Bu altı kelimelik hikâye, edebi bir eser olarak gücünü sadeliğinden ve ima gücünden alır. Hemingway’in bu metni yazarken ne kadar az kelimeyle ne kadar çok şey anlatabileceğini kanıtlamak için bir iddiaya girdiği söylenir (gerçi bu iddia urban legend kategorisine girse de). Hikâyede açıkça bir olay anlatılmaz; ancak kelimeler arasındaki boşluklar, okuyucunun zihninde dramatik bir tablo çizer. “Satılık” kelimesi bir kaybı, “bebek ayakkabıları” masumiyeti ve umudu, “hiç giyilmedi” ise trajik bir sonu ima eder. Bu, edebiyatta “gösterme, anlatma” (show, don’t tell) ilkesinin mükemmel bir uygulamasıdır. Okuyucu, satır aralarındaki hikayeyi kendisi tamamlamak zorundadır; bu da metni kişisel ve evrensel kılar.
Cümle yapısı da dikkate değerdir: Üç kısa ifade (for sale / baby shoes / never worn), ritmik bir akış yaratır ve her bir duraklama, duygusal yoğunluğu artırır. Dilin ekonomik kullanımı, Hemingway’in ünlü “buzdağı teorisi”ni yansıtır—yüzeyde görünen az, altında yatan çoktur.
Bu eser, edebiyatın kelimelerin ötesine geçebileceğini kanıtlar.
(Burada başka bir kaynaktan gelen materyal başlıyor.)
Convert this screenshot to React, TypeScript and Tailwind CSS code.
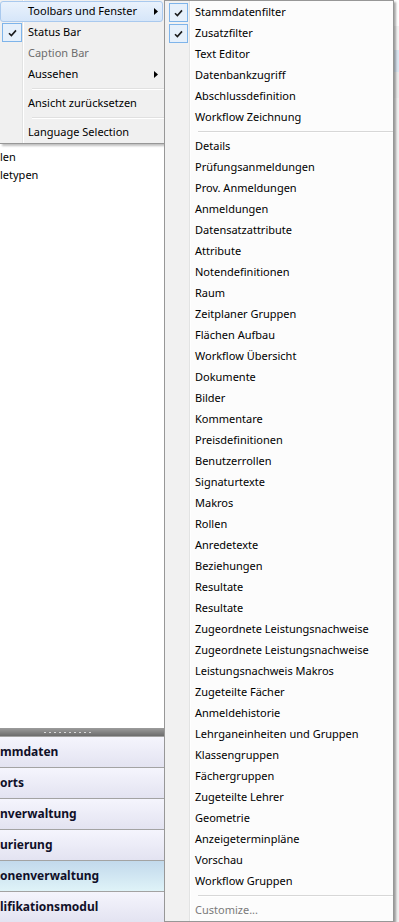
import React from "react";

const font = { fontFamily: '"Noto Sans", "Open Sans", sans-serif' };

type Row = { label?: string; sep?: boolean; checked?: boolean; disabled?: boolean; arrow?: boolean; active?: boolean };

const mainMenu: Row[] = [
  { label: "Toolbars und Fenster", arrow: true, active: true },
  { label: "Status Bar", checked: true },
  { label: "Caption Bar", disabled: true },
  { label: "Aussehen", arrow: true },
  { sep: true },
  { label: "Ansicht zurücksetzen" },
  { sep: true },
  { label: "Language Selection" },
];

const subLabels = [
  "Details",
  "Prüfungsanmeldungen",
  "Prov. Anmeldungen",
  "Anmeldungen",
  "Datensatzattribute",
  "Attribute",
  "Notendefinitionen",
  "Raum",
  "Zeitplaner Gruppen",
  "Flächen Aufbau",
  "Workflow Übersicht",
  "Dokumente",
  "Bilder",
  "Kommentare",
  "Preisdefinitionen",
  "Benutzerrollen",
  "Signaturtexte",
  "Makros",
  "Rollen",
  "Anredetexte",
  "Beziehungen",
  "Resultate",
  "Resultate",
  "Zugeordnete Leistungsnachweise",
  "Zugeordnete Leistungsnachweise",
  "Leistungsnachweis Makros",
  "Zugeteilte Fächer",
  "Anmeldehistorie",
  "Lehrganeinheiten und Gruppen",
  "Klassengruppen",
  "Fächergruppen",
  "Zugeteilte Lehrer",
  "Geometrie",
  "Anzeigeterminpläne",
  "Vorschau",
  "Workflow Gruppen",
];

const subMenu: Row[] = [
  { label: "Stammdatenfilter", checked: true },
  { label: "Zusatzfilter", checked: true },
  { label: "Text Editor" },
  { label: "Datenbankzugriff" },
  { label: "Abschlussdefinition" },
  { label: "Workflow Zeichnung" },
  { sep: true },
  ...subLabels.map((l) => ({ label: l })),
  { sep: true },
  { label: "Customize...", disabled: true },
];

const navButtons = [
  { label: "mmdaten" },
  { label: "orts" },
  { label: "nverwaltung" },
  { label: "urierung" },
  { label: "onenverwaltung", selected: true },
  { label: "lifikationsmodul" },
];

function Check() {
  return (
    <svg width="9" height="8" viewBox="0 0 9 8" className="block">
      <path d="M1 4.2 L3.4 6.6 L8 1.4" fill="none" stroke="#1c1c1c" strokeWidth="1.6" />
    </svg>
  );
}

function Arrow() {
  return (
    <svg width="4" height="7" viewBox="0 0 4 7" className="block">
      <path d="M0 0 L4 3.5 L0 7 Z" fill="#000" />
    </svg>
  );
}

export default function App() {
  return (
    <div className="relative w-[399px] h-[922px] overflow-hidden bg-[#f0f0f0] text-[11px] text-black" style={font}>
      {/* Base application layout */}
      <div className="flex h-full">
        <div className="flex w-[165px] flex-col border-r border-[#8e8e8e]">
          <div className="flex-1 bg-white pt-[148px]">
            <div className="flex h-[18px] items-center">len</div>
            <div className="flex h-[18px] items-center">letypen</div>
          </div>
          <div className="flex h-[8px] items-center justify-center bg-[linear-gradient(#9c9c9c,#6c6c6c)] pr-[30px]">
            <div className="flex gap-[3px]">
              {Array.from({ length: 10 }).map((_, i) => (
                <div key={i} className="h-[1px] w-[2px] bg-[#d8d8d8]" />
              ))}
            </div>
          </div>
          {navButtons.map((b, i) => (
            <div
              key={i}
              className={
                "flex h-[31px] items-center border-t border-[#a3a3a3] text-[12px] font-bold text-[#101028] " +
                (b.selected
                  ? "bg-[linear-gradient(#c2d9ec,#dff3f8)]"
                  : "bg-[linear-gradient(#f5f5fd,#e3e3f1)]")
              }
            >
              {b.label}
            </div>
          ))}
        </div>
        <div className="flex flex-1 flex-col">
          <div className="h-[26px] bg-white" />
          <div className="h-[24px] bg-[#f4f4f4]" />
          <div className="h-[22px] bg-[#dce7f2]" />
          <div className="h-[26px] border-l border-[#a0a0a0] bg-[#ececec]" />
          <div className="flex-1 border-l border-[#a0a0a0] bg-[#f0f0f0]" />
        </div>
      </div>

      {/* Main popup menu */}
      <div className="absolute left-0 top-0 w-[165px] border-b border-r border-[#979797] bg-[#f0f0f0] bg-[linear-gradient(to_right,#f0f0f0_0,#f0f0f0_22px,#e2e3e3_22px,#e2e3e3_23px,#ffffff_23px,#ffffff_24px,#f0f0f0_24px)] pt-[1px] shadow-[2px_2px_2px_rgba(0,0,0,0.25)]">
        {mainMenu.map((r, i) =>
          r.sep ? (
            <div key={i} className="flex h-[8px] items-center pl-[32px]">
              <div className="h-[2px] w-full border-t border-[#e0e0e0] border-b-white" style={{ borderBottomWidth: 1 }} />
            </div>
          ) : (
            <div key={i} className="relative flex h-[21px] items-center">
              {r.active && (
                <div className="absolute left-0 right-[1px] top-0 bottom-0 rounded-[3px] border border-[#a9c9ee] bg-[linear-gradient(#eaf2fc,#d6e6f9)]" />
              )}
              {r.checked && (
                <div className="absolute left-[2px] top-[1px] flex h-[19px] w-[20px] items-center justify-center border border-[#7eb4ea] bg-[#e6f0fb]">
                  <Check />
                </div>
              )}
              <span className={"relative pl-[28px] " + (r.disabled ? "text-[#6d6d6d]" : "")}>{r.label}</span>
              {r.arrow && (
                <div className="absolute right-[6px] top-[7px]">
                  <Arrow />
                </div>
              )}
            </div>
          )
        )}
      </div>

      {/* Sub menu */}
      <div className="absolute left-[164px] top-0 h-[922px] w-[230px] border border-[#979797] bg-[linear-gradient(to_right,#f1f1f1_0,#f1f1f1_24px,#e2e3e3_24px,#e2e3e3_25px,#ffffff_25px,#ffffff_26px,#fcfcfc_26px)] pt-[1px] shadow-[2px_2px_2px_rgba(0,0,0,0.35)]">
        {subMenu.map((r, i) =>
          r.sep ? (
            <div key={i} className="flex h-[8px] items-center pl-[33px]">
              <div className="h-[2px] w-full border-t border-[#d7d7d7] border-b-white" style={{ borderBottomWidth: 1 }} />
            </div>
          ) : (
            <div key={i} className="relative flex h-[21px] items-center">
              {r.checked && (
                <div className="absolute left-[4px] top-[1px] flex h-[19px] w-[19px] items-center justify-center border border-[#7eb4ea] bg-[#e6f0fb]">
                  <Check />
                </div>
              )}
              <span className={"relative pl-[30px] " + (r.disabled ? "text-[#7a7a7a]" : "")}>{r.label}</span>
            </div>
          )
        )}
      </div>
    </div>
  );
}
Altı kelimeyle bir anne babanın yaşadığı tarifsiz acıyı, bir hayatın başlamadan bitişini ve belki de maddi çaresizliği hissettirebilmek, yazarlık sanatının zirvesidir. Okuyucunun dikkatini çekmesinin sebebi, merak uyandırması ve duygusal bir tepki provoke etmesidir—kim bu ayakkabıları satıyor, neden giyilmedi, ne oldu? Bu sorular cevapsız kalsa da, hikâye zihinde yaşamaya devam eder.
Hemingway’in bu eseri, modern dünyada hız ve kısalık arayan okuyucular için de çarpıcı bir örnek. Günümüzün sosyal medya çağında, bir tweet boyutundan bile kısa bir metinle böylesine derin bir etki yaratabilmesi, edebiyatın zamansız gücünü gösteriyor. Kendi yorumumla şunu ekleyebilirim: Bu hikâye, bazen en büyük acılar en az kelimeyle anlatılır ve sessizlik, sözlerden daha çok şey söyler. Sizce bu altı kelime, başka hangi hikayeleri gizliyor olabilir?